Start of DATASET EXCERPT

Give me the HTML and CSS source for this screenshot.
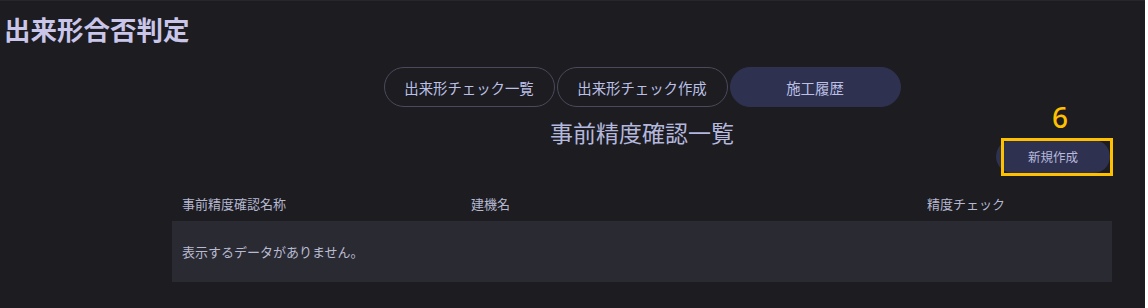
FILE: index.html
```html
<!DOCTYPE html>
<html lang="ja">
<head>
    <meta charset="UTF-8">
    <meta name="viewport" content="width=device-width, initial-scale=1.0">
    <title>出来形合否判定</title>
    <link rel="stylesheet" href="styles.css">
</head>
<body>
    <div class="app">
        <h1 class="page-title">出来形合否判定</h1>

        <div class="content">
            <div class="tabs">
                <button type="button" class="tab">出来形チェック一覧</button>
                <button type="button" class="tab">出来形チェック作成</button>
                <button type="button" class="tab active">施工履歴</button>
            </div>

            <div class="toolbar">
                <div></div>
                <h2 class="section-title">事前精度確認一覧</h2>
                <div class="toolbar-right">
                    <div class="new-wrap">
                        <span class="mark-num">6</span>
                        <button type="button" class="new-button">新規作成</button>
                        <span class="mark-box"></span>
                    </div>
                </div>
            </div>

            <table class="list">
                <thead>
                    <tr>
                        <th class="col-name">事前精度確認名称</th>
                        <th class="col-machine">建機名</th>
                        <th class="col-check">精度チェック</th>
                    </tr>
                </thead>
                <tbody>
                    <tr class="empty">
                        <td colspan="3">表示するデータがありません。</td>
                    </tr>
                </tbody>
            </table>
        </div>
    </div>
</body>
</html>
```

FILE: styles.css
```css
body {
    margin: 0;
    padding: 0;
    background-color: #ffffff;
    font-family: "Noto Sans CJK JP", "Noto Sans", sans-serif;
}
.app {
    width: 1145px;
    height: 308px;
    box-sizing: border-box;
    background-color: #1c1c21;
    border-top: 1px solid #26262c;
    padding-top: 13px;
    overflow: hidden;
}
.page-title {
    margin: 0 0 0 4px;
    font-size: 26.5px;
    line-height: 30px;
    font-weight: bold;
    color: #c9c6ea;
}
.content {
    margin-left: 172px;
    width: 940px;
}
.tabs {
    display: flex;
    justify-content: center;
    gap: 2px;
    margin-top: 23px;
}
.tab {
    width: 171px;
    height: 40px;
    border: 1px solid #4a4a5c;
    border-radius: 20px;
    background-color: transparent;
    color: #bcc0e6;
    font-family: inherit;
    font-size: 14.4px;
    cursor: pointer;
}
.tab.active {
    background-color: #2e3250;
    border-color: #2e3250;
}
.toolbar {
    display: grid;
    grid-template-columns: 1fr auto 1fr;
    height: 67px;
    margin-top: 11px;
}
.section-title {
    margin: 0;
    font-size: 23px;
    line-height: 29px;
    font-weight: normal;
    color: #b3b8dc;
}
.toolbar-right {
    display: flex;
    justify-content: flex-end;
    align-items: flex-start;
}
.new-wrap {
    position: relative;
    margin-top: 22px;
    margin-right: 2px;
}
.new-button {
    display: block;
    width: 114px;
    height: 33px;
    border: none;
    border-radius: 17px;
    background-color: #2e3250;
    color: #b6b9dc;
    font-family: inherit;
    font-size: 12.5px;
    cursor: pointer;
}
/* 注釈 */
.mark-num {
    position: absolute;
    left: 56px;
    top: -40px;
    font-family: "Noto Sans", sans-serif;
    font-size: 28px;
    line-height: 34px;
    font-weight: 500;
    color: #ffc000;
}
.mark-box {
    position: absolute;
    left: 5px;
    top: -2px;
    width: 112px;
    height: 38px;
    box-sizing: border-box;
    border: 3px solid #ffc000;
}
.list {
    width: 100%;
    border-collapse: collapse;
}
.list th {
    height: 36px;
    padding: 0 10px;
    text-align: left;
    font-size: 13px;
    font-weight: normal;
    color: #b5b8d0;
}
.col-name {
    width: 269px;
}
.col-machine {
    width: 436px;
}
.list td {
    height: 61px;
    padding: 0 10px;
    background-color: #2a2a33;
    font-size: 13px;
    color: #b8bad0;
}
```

End of DATASET EXCERPT

_WHAT TO DO_
Copy out the data above exactly, except the pictures.

_OUTPUT OF THE TASK_
Give me the HTML and CSS source for this screenshot.
FILE: index.html
```html
<!DOCTYPE html>
<html lang="ja">
<head>
    <meta charset="UTF-8">
    <meta name="viewport" content="width=device-width, initial-scale=1.0">
    <title>出来形合否判定</title>
    <link rel="stylesheet" href="styles.css">
</head>
<body>
    <div class="app">
        <h1 class="page-title">出来形合否判定</h1>

        <div class="content">
            <div class="tabs">
                <button type="button" class="tab">出来形チェック一覧</button>
                <button type="button" class="tab">出来形チェック作成</button>
                <button type="button" class="tab active">施工履歴</button>
            </div>

            <div class="toolbar">
                <div></div>
                <h2 class="section-title">事前精度確認一覧</h2>
                <div class="toolbar-right">
                    <div class="new-wrap">
                        <span class="mark-num">6</span>
                        <button type="button" class="new-button">新規作成</button>
                        <span class="mark-box"></span>
                    </div>
                </div>
            </div>

            <table class="list">
                <thead>
                    <tr>
                        <th class="col-name">事前精度確認名称</th>
                        <th class="col-machine">建機名</th>
                        <th class="col-check">精度チェック</th>
                    </tr>
                </thead>
                <tbody>
                    <tr class="empty">
                        <td colspan="3">表示するデータがありません。</td>
                    </tr>
                </tbody>
            </table>
        </div>
    </div>
</body>
</html>
```

FILE: styles.css
```css
body {
    margin: 0;
    padding: 0;
    background-color: #ffffff;
    font-family: "Noto Sans CJK JP", "Noto Sans", sans-serif;
}
.app {
    width: 1145px;
    height: 308px;
    box-sizing: border-box;
    background-color: #1c1c21;
    border-top: 1px solid #26262c;
    padding-top: 13px;
    overflow: hidden;
}
.page-title {
    margin: 0 0 0 4px;
    font-size: 26.5px;
    line-height: 30px;
    font-weight: bold;
    color: #c9c6ea;
}
.content {
    margin-left: 172px;
    width: 940px;
}
.tabs {
    display: flex;
    justify-content: center;
    gap: 2px;
    margin-top: 23px;
}
.tab {
    width: 171px;
    height: 40px;
    border: 1px solid #4a4a5c;
    border-radius: 20px;
    background-color: transparent;
    color: #bcc0e6;
    font-family: inherit;
    font-size: 14.4px;
    cursor: pointer;
}
.tab.active {
    background-color: #2e3250;
    border-color: #2e3250;
}
.toolbar {
    display: grid;
    grid-template-columns: 1fr auto 1fr;
    height: 67px;
    margin-top: 11px;
}
.section-title {
    margin: 0;
    font-size: 23px;
    line-height: 29px;
    font-weight: normal;
    color: #b3b8dc;
}
.toolbar-right {
    display: flex;
    justify-content: flex-end;
    align-items: flex-start;
}
.new-wrap {
    position: relative;
    margin-top: 22px;
    margin-right: 2px;
}
.new-button {
    display: block;
    width: 114px;
    height: 33px;
    border: none;
    border-radius: 17px;
    background-color: #2e3250;
    color: #b6b9dc;
    font-family: inherit;
    font-size: 12.5px;
    cursor: pointer;
}
/* 注釈 */
.mark-num {
    position: absolute;
    left: 56px;
    top: -40px;
    font-family: "Noto Sans", sans-serif;
    font-size: 28px;
    line-height: 34px;
    font-weight: 500;
    color: #ffc000;
}
.mark-box {
    position: absolute;
    left: 5px;
    top: -2px;
    width: 112px;
    height: 38px;
    box-sizing: border-box;
    border: 3px solid #ffc000;
}
.list {
    width: 100%;
    border-collapse: collapse;
}
.list th {
    height: 36px;
    padding: 0 10px;
    text-align: left;
    font-size: 13px;
    font-weight: normal;
    color: #b5b8d0;
}
.col-name {
    width: 269px;
}
.col-machine {
    width: 436px;
}
.list td {
    height: 61px;
    padding: 0 10px;
    background-color: #2a2a33;
    font-size: 13px;
    color: #b8bad0;
}
```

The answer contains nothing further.